Dec 22, 2014 4:44 PM
Bombs blamed on extremists kill 26 in northeast Nigeria
The Associated Press
MAIDUGURI, Nigeria (AP) Two explosions in two northeast Nigerian states on Monday killed at least 26 people and injured 79, rescue and health officials said.
A car bomb at a bus station in Gombe city killed at least 20 people and injured 60, according to Red Cross official Abubakar Yakubu. Those killed were "burned beyond recognition," he said.
In neighboring Bauchi state, west of Gombe, an explosion at a market killed at least 6 people and injured 19, said state commissioner of health Dr. Sani Malami.
The explosion came with heavy fireballs that engulfed the market and challenged firefighters, witnesses said.
There was no immediate claim of responsibility but witnesses said the attacks bear all the hallmarks of Nigeria's home-grown Islamic extremist group, Boko Haram.
The bomb in Gombe came when the station was crowded with holiday travelers, said Deputy Superintendent Fwaje Atajiri.
In a separate, earlier attack Sunday night, militants yelling "Allahu akbar," meaning "God is great," drove into the northeastern town of Geidan, in Yobe state, spraying gunfire from pickup trucks, according to fleeing residents.

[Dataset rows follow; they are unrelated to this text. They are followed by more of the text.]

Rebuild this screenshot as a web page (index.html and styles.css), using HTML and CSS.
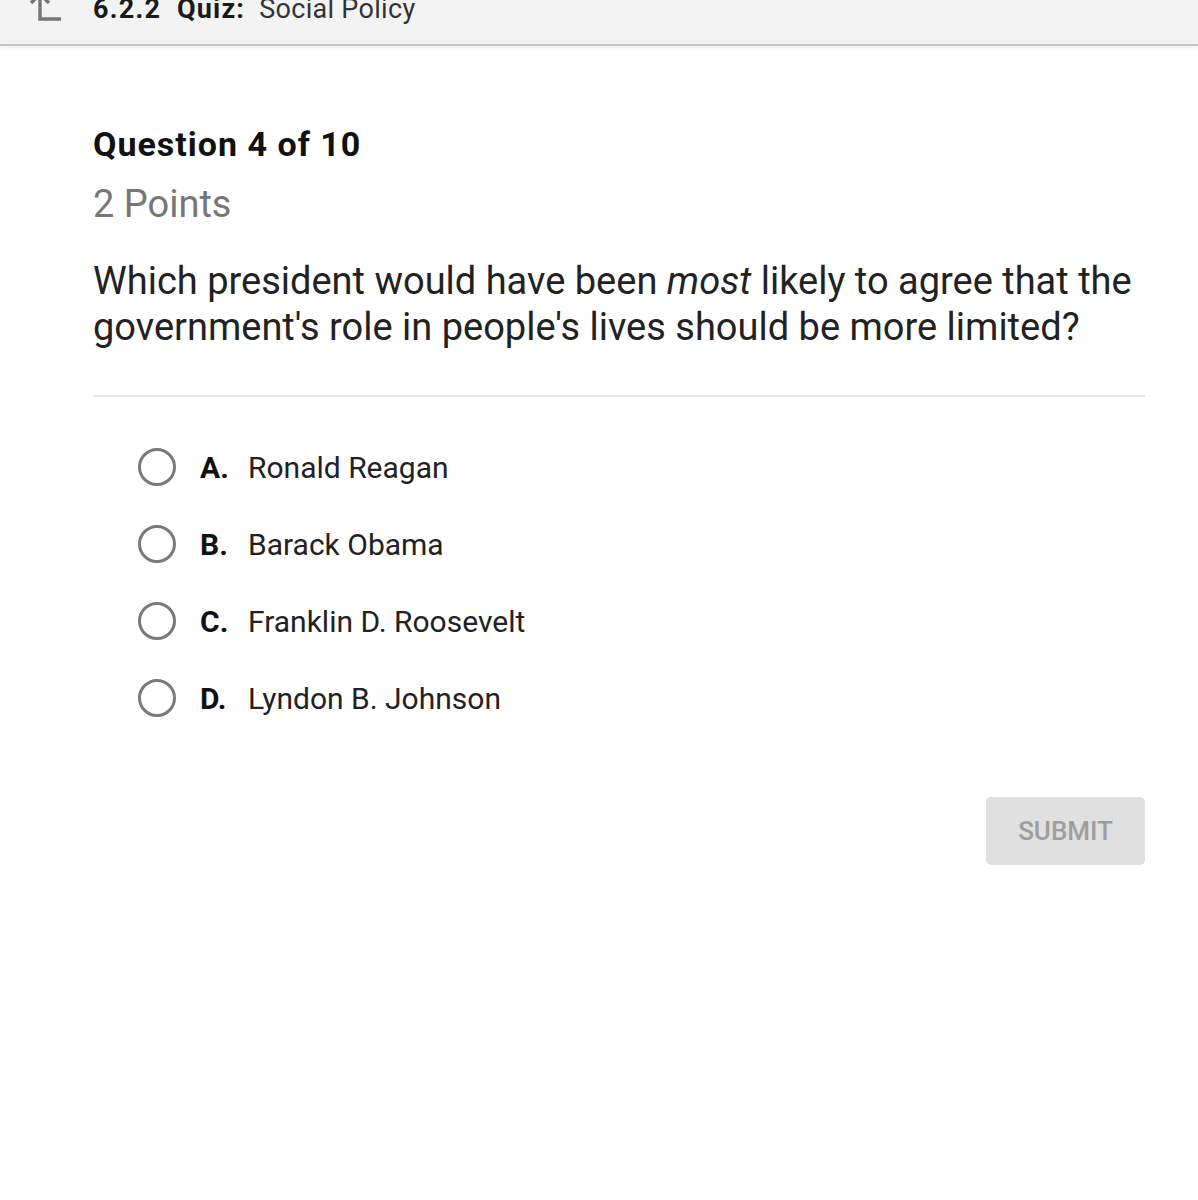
FILE: index.html
```html
<!DOCTYPE html>
<html>
<head>
<meta charset="utf-8">
<link rel="stylesheet" href="styles.css">
</head>
<body>
<header class="topbar">
  <svg class="back" width="36" height="30" viewBox="0 0 36 30">
    <path d="M13 -6 V19 H34" fill="none" stroke="#777" stroke-width="3.5"/>
    <path d="M4 3 L13 -6 L22 3" fill="none" stroke="#777" stroke-width="3.5"/>
  </svg>
  <div class="crumb"><b>6.2.2&nbsp; Quiz:</b>&nbsp; Social Policy</div>
</header>
<main class="content">
  <h1 class="qnum">Question 4 of 10</h1>
  <div class="points">2 Points</div>
  <p class="prompt">Which president would have been <i>most</i> likely to agree that the government's role in people's lives should be more limited?</p>
  <hr class="divider">
  <ul class="options">
    <li class="option"><span class="radio"></span><span class="letter">A.</span><span class="answer">Ronald Reagan</span></li>
    <li class="option"><span class="radio"></span><span class="letter">B.</span><span class="answer">Barack Obama</span></li>
    <li class="option"><span class="radio"></span><span class="letter">C.</span><span class="answer">Franklin D. Roosevelt</span></li>
    <li class="option"><span class="radio"></span><span class="letter">D.</span><span class="answer">Lyndon B. Johnson</span></li>
  </ul>
  <div class="actions"><button class="submit">SUBMIT</button></div>
</main>
</body>
</html>
```

FILE: styles.css
```css
html, body {
  margin: 0;
  padding: 0;
  background: #fff;
  font-family: Roboto, "Liberation Sans", sans-serif;
  color: #222;
}
.topbar {
  height: 44px;
  background: #f3f3f3;
  border-bottom: 2px solid #c6c6c6;
  box-shadow: 0 2px 2px rgba(0,0,0,0.06);
  display: flex;
  align-items: flex-start;
  overflow: hidden;
  position: relative;
}
.back {
  position: absolute;
  left: 27px;
  top: 0;
}
.crumb {
  margin-left: 93px;
  margin-top: -6px;
  font-size: 27px;
  line-height: 30px;
  color: #333;
  letter-spacing: 0.3px;
  white-space: nowrap;
}
.crumb b { color: #1a1a1a; letter-spacing: 1.2px; }
.content {
  padding: 0 53px 0 93px;
}
.qnum {
  margin: 0;
  padding-top: 78px;
  font-size: 34px;
  line-height: 40px;
  font-weight: 700;
  color: #111;
  letter-spacing: 1px;
}
.points {
  margin-top: 18px;
  font-size: 38px;
  line-height: 44px;
  color: #777;
}
.prompt {
  margin: 32px 0 0 0;
  font-size: 38px;
  line-height: 46px;
  color: #222;
  letter-spacing: 0;
}
.divider {
  margin: 45px 0 0 0;
  border: 0;
  height: 2px;
  background: #e4e4e4;
}
.options {
  list-style: none;
  margin: 51px 0 0 0;
  padding: 0 0 0 45px;
  display: flex;
  flex-direction: column;
  gap: 39px;
}
.option {
  display: flex;
  align-items: center;
  height: 38px;
  font-size: 30px;
}
.radio {
  width: 32px;
  height: 32px;
  border: 3px solid #7a7a7a;
  border-radius: 50%;
  flex: none;
}
.letter {
  font-weight: 700;
  margin-left: 24px;
  width: 48px;
  color: #111;
}
.answer { color: #222; }
.actions {
  display: flex;
  justify-content: flex-end;
  margin-top: 80px;
}
.submit {
  width: 159px;
  height: 68px;
  background: #e0e0e0;
  border: 0;
  border-radius: 5px;
  font-family: Roboto, "Liberation Sans", sans-serif;
  font-size: 26px;
  color: #9e9e9e;
  font-weight: 500;
}
```
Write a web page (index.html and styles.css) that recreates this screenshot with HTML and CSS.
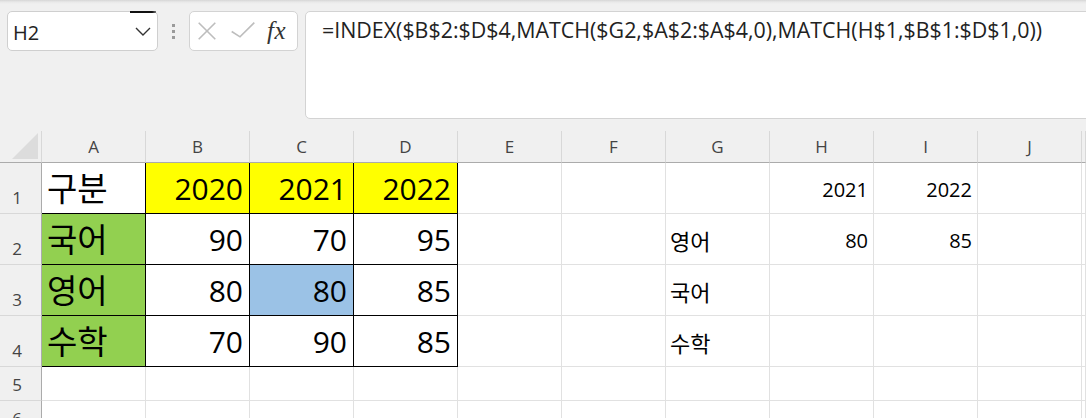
FILE: index.html
```html
<!DOCTYPE html>
<html lang="ko">
<head>
<meta charset="utf-8">
<title>Excel</title>
<link rel="stylesheet" href="styles.css">
</head>
<body>
<div class="app">
  <div class="toolbar">
    <div class="namebox">
      <span class="name">H2</span>
      <svg class="chev" width="16" height="9" viewBox="0 0 16 9"><polyline points="1,1 8,8 15,1" fill="none" stroke="#333" stroke-width="1.4"/></svg>
    </div>
    <div class="grip"><i></i><i></i><i></i></div>
    <div class="fxbox">
      <svg class="ico-x" width="18" height="18" viewBox="0 0 18 18"><path d="M0.7 0.7 L17.3 17.3 M17.3 0.7 L0.7 17.3" stroke="#bdbdbd" stroke-width="1.6" fill="none"/></svg>
      <svg class="ico-ok" width="24" height="16" viewBox="0 0 24 16"><polyline points="0.7,9.5 9,14.8 23.3,0.6" stroke="#bdbdbd" stroke-width="1.6" fill="none"/></svg>
      <span class="fx">fx</span>
    </div>
    <div class="formula">=INDEX($B$2:$D$4,MATCH($G2,$A$2:$A$4,0),MATCH(H$1,$B$1:$D$1,0))</div>
  </div>

  <div class="sheet">
    <!-- header row -->
    <div class="c corner"><svg width="28" height="28" viewBox="0 0 28 28"><polygon points="27,1 27,27 1,27" fill="#dcdcdc"/></svg></div>
    <div class="c ch">A</div>
    <div class="c ch">B</div>
    <div class="c ch">C</div>
    <div class="c ch">D</div>
    <div class="c ch">E</div>
    <div class="c ch">F</div>
    <div class="c ch">G</div>
    <div class="c ch">H</div>
    <div class="c ch">I</div>
    <div class="c ch">J</div>
    <div class="c ch"></div>

    <!-- row 1 -->
    <div class="c rh">1</div>
    <div class="c big ko bk">구분</div>
    <div class="c big r bk yel">2020</div>
    <div class="c big r bk yel">2021</div>
    <div class="c big r bk yel">2022</div>
    <div class="c"></div>
    <div class="c"></div>
    <div class="c"></div>
    <div class="c sm r">2021</div>
    <div class="c sm r">2022</div>
    <div class="c"></div>
    <div class="c"></div>

    <!-- row 2 -->
    <div class="c rh">2</div>
    <div class="c big ko bk grn">국어</div>
    <div class="c big r bk">90</div>
    <div class="c big r bk">70</div>
    <div class="c big r bk">95</div>
    <div class="c"></div>
    <div class="c"></div>
    <div class="c sm kos">영어</div>
    <div class="c sm r">80</div>
    <div class="c sm r">85</div>
    <div class="c"></div>
    <div class="c"></div>

    <!-- row 3 -->
    <div class="c rh">3</div>
    <div class="c big ko bk grn">영어</div>
    <div class="c big r bk">80</div>
    <div class="c big r bk blu">80</div>
    <div class="c big r bk">85</div>
    <div class="c"></div>
    <div class="c"></div>
    <div class="c sm kos">국어</div>
    <div class="c"></div>
    <div class="c"></div>
    <div class="c"></div>
    <div class="c"></div>

    <!-- row 4 -->
    <div class="c rh">4</div>
    <div class="c big ko bk grn">수학</div>
    <div class="c big r bk">70</div>
    <div class="c big r bk">90</div>
    <div class="c big r bk">85</div>
    <div class="c"></div>
    <div class="c"></div>
    <div class="c sm kos">수학</div>
    <div class="c"></div>
    <div class="c"></div>
    <div class="c"></div>
    <div class="c"></div>

    <!-- row 5 -->
    <div class="c rh">5</div>
    <div class="c"></div>
    <div class="c"></div>
    <div class="c"></div>
    <div class="c"></div>
    <div class="c"></div>
    <div class="c"></div>
    <div class="c"></div>
    <div class="c"></div>
    <div class="c"></div>
    <div class="c"></div>
    <div class="c"></div>

    <!-- row 6 -->
    <div class="c rh">6</div>
    <div class="c"></div>
    <div class="c"></div>
    <div class="c"></div>
    <div class="c"></div>
    <div class="c"></div>
    <div class="c"></div>
    <div class="c"></div>
    <div class="c"></div>
    <div class="c"></div>
    <div class="c"></div>
    <div class="c"></div>
  </div>
</div>
</body>
</html>
```

FILE: styles.css
```css
* { box-sizing: border-box; }

html, body {
  margin: 0;
  padding: 0;
  width: 1086px;
  height: 418px;
  overflow: hidden;
  background: #f0f0f0;
  font-family: "Open Sans", "Noto Sans CJK KR", sans-serif;
}

.app {
  width: 1086px;
  height: 418px;
  overflow: hidden;
  display: flex;
  flex-direction: column;
}

/* ---------- toolbar ---------- */
.toolbar {
  height: 131px;
  flex: none;
  display: flex;
  align-items: flex-start;
  padding: 11px 0 0 7px;
  background: linear-gradient(#d6d6d6 0, #e9e9e9 2px, #f0f0f0 4px, #f0f0f0 100%);
}

.namebox {
  position: relative;
  width: 151px;
  height: 40px;
  flex: none;
  background: #fff;
  border: 1px solid #cfcfcf;
  border-radius: 5px;
  display: flex;
  align-items: center;
  justify-content: space-between;
  padding: 4px 6px 0 5px;
}

.namebox::after {
  content: "";
  position: absolute;
  left: 122px;
  top: -1px;
  width: 26px;
  height: 2px;
  background: linear-gradient(90deg, #111 0, #111 85%, #777 100%);
}

.name {
  font-size: 20px;
  line-height: 24px;
  color: #222;
}

.chev { display: block; margin-bottom: 3px; }

.grip {
  width: 31px;
  height: 40px;
  flex: none;
  display: flex;
  flex-direction: column;
  align-items: center;
  justify-content: center;
  gap: 3px;
}

.grip i {
  display: block;
  width: 3px;
  height: 3px;
  background: #9a9a9a;
}

.fxbox {
  width: 109px;
  height: 40px;
  flex: none;
  background: #fff;
  border: 1px solid #d3d3d3;
  border-radius: 5px;
  display: flex;
  align-items: center;
  padding-left: 8px;
}

.ico-x { display: block; flex: none; }
.ico-ok { display: block; flex: none; margin-left: 15px; margin-top: -2px; }

.fx {
  margin-left: 12px;
  font-family: "Liberation Serif", "Times New Roman", serif;
  font-style: italic;
  font-size: 25px;
  line-height: 26px;
  color: #333;
  letter-spacing: 0.5px;
}

.formula {
  flex: 1;
  height: 108px;
  margin-left: 7px;
  margin-right: -20px;
  background: #fff;
  border: 1px solid #d3d3d3;
  border-radius: 5px;
  padding: 3px 0 0 16px;
  font-size: 21.4px;
  line-height: 30px;
  color: #222;
  white-space: nowrap;
}

/* ---------- sheet ---------- */
.sheet {
  flex: none;
  height: 287px;
  overflow: hidden;
  display: grid;
  grid-template-columns: 42px repeat(10, 104px) 1fr;
  grid-template-rows: 32px 51px 51px 51px 51px 34px 34px;
  background: #fff;
}

.c {
  border-right: 1px solid #e1e1e1;
  border-bottom: 1px solid #e1e1e1;
  display: flex;
  align-items: flex-end;
  overflow: hidden;
  white-space: nowrap;
  color: #000;
  min-width: 0;
}

.corner {
  background: #f0f0f0;
  border-right-color: #d8d8d8;
  border-bottom-color: #ababab;
  align-items: flex-end;
  justify-content: flex-end;
  padding: 0 2px 2px 0;
}

.corner svg { display: block; }

.ch {
  background: #f0f0f0;
  border-right-color: #d8d8d8;
  border-bottom-color: #ababab;
  align-items: center;
  justify-content: center;
  font-size: 17px;
  line-height: 20px;
  color: #444;
}

.rh {
  background: #f0f0f0;
  border-right-color: #ababab;
  border-bottom-color: #d8d8d8;
  justify-content: center;
  padding: 0 7px 5px 0;
  font-size: 17px;
  line-height: 20px;
  color: #444;
}

.big {
  font-size: 30px;
  line-height: 34px;
  padding: 0 6px 7px 6px;
}

.ko { font-size: 33px; padding-left: 5px; }

.sm {
  font-size: 20px;
  line-height: 24px;
  padding: 0 5px 11px 5px;
}

.kos { font-size: 22px; padding-left: 4px; }

.r { justify-content: flex-end; }

.bk {
  border-right-color: #000;
  border-bottom-color: #000;
}

.yel { background: #ffff00; }
.grn { background: #92d050; }
.blu { background: #9bc2e6; }
```
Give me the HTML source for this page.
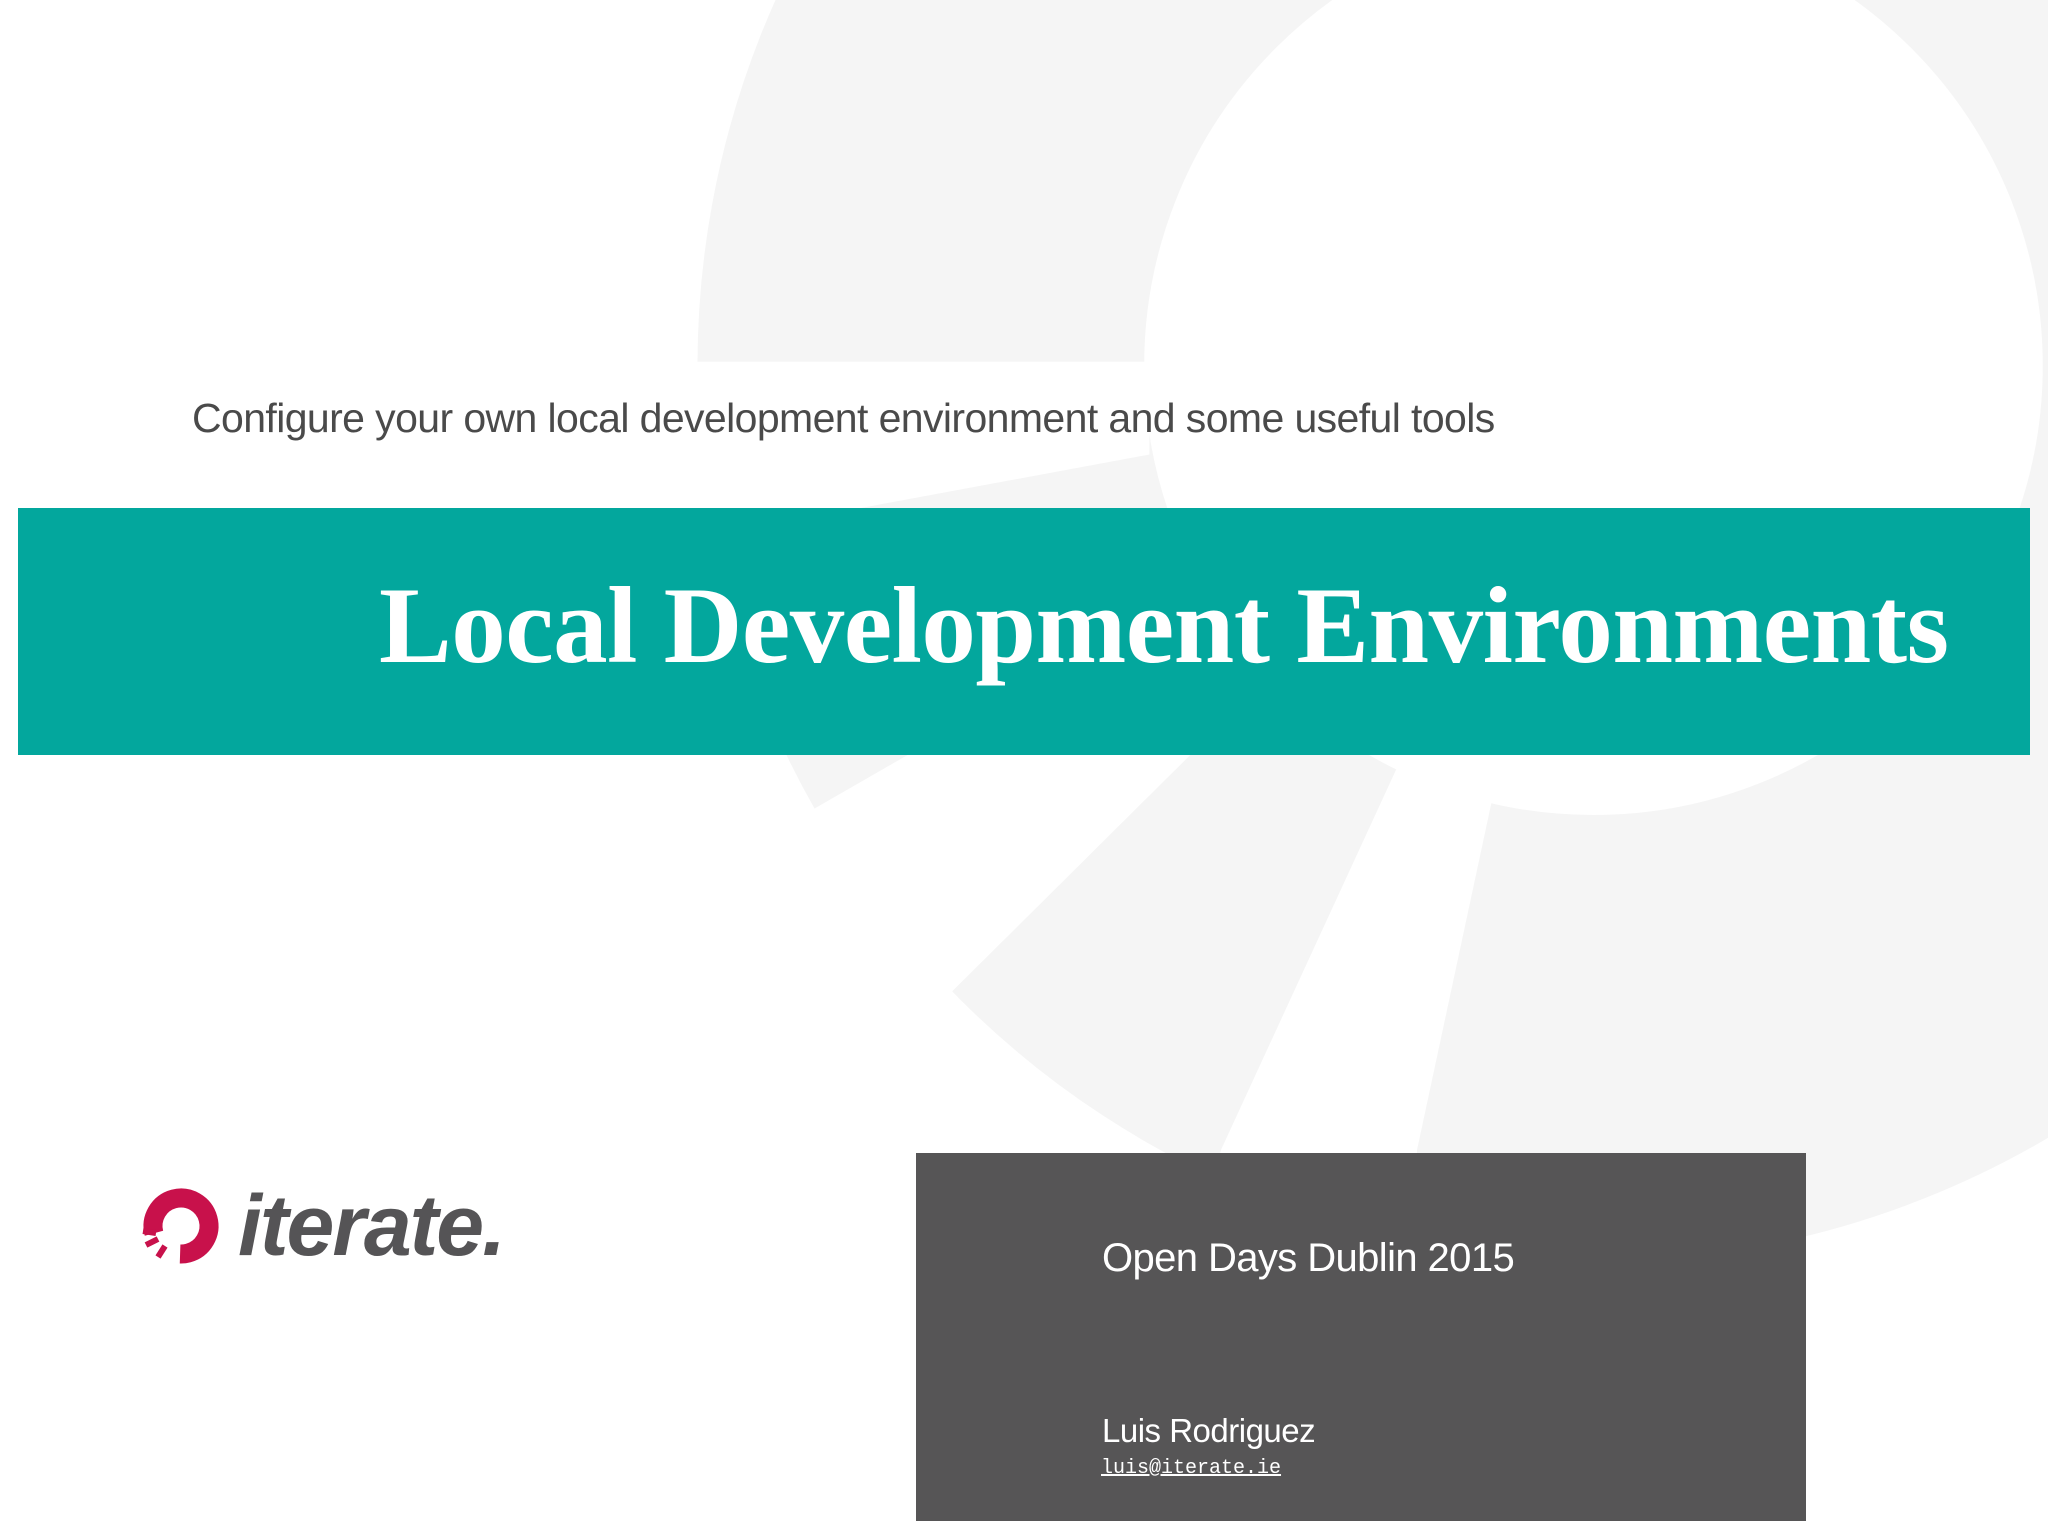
<!DOCTYPE html>
<html><head><meta charset="utf-8"><style>
html,body{margin:0;padding:0;}
body{width:2048px;height:1536px;position:relative;overflow:hidden;background:#fff;font-family:"Liberation Sans",sans-serif;}
svg.bg{position:absolute;left:0;top:0;}
.t{position:absolute;white-space:nowrap;line-height:1;}
</style></head><body>
<svg class="bg" width="2048" height="1536" viewBox="0 0 1568 1176" preserveAspectRatio="none">
<circle cx="1220" cy="280" r="515" fill="none" stroke="#f5f5f5" stroke-width="342"/>
<polygon fill="#fff" points="470,277 880,277 880,348 680,385 470,425"/>
<polygon fill="#fff" points="622,620 900,460 1000,490 728,760 560,800"/>
<polygon fill="#fff" points="1110,500 1160,530 1085,880 1075,1000 900,1000 935,880"/>
</svg>
<div class="t" style="left:192px;top:398px;font-size:41px;color:#4a4a4a;letter-spacing:-0.6px;">Configure your own local development environment and some useful tools</div>
<div style="position:absolute;left:18px;top:508px;width:2012px;height:247px;background:#03a79d;"></div>
<div class="t" style="left:379px;top:571px;font-family:'Liberation Serif',serif;font-weight:bold;font-size:109px;color:#fff;letter-spacing:-0.5px;">Local Development Environments</div>
<div style="position:absolute;left:916px;top:1153px;width:890px;height:368px;background:#565556;"></div>
<div class="t" style="left:1102px;top:1238px;font-size:40px;color:#fff;letter-spacing:-0.6px;">Open Days Dublin 2015</div>
<div class="t" style="left:1102px;top:1414px;font-size:33px;color:#fff;letter-spacing:-0.5px;">Luis Rodriguez</div>
<div class="t" style="left:1101px;top:1459px;font-family:'Liberation Mono',monospace;font-size:20px;color:#fff;text-decoration:underline;">luis@iterate.ie</div>
<svg style="position:absolute;left:136px;top:1181px;" width="90" height="90" viewBox="0 0 90 90">
<circle cx="45" cy="45" r="28" fill="none" stroke="#c8114b" stroke-width="19" stroke-dasharray="140 36" transform="rotate(-195 45 45)"/>
<path d="M7 50 L20 52" stroke="#c8114b" stroke-width="6"/>
<path d="M10 64 L22 58" stroke="#c8114b" stroke-width="6"/>
<path d="M22 76 L29 65" stroke="#c8114b" stroke-width="6"/>
</svg>
<div class="t" style="left:238px;top:1183px;font-weight:bold;font-style:italic;font-size:86px;color:#555456;letter-spacing:-2px;">iterate.</div>
</body></html>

Police Corporal Musa Isa said the insurgents destroyed all three cell phone towers in the town, leaving it without communications.
The attackers broke into the local prison and freed the inmates, said resident Umar Ibrahim. He said they also threw bombs that set fires and destroyed the police station, government headquarters and hundreds of vehicles at a station for long-distance drivers.
Boko Haram extremists want to impose an Islamic state in Nigeria, which is divided almost equally between Muslims, who dominate the north and Christians in the south.
Hundreds of Nigerians have been killed by car bombs and suicide bombers this year mainly in northeastern Nigeria, which is home to the Islamic uprising.
Some of the worst attacks include: twin car bombings in the central city of Jos which killed at least 118 people in May; a car bomb that killed about 100 people in April in Abuja, Nigeria's capital; a suicide bomber who killed 58 students at a school in Potiskum, in Yobe state; an attack by suicide bombers and gunmen on the main mosque in northern Kano, Nigeria's second city, that killed least 120 people.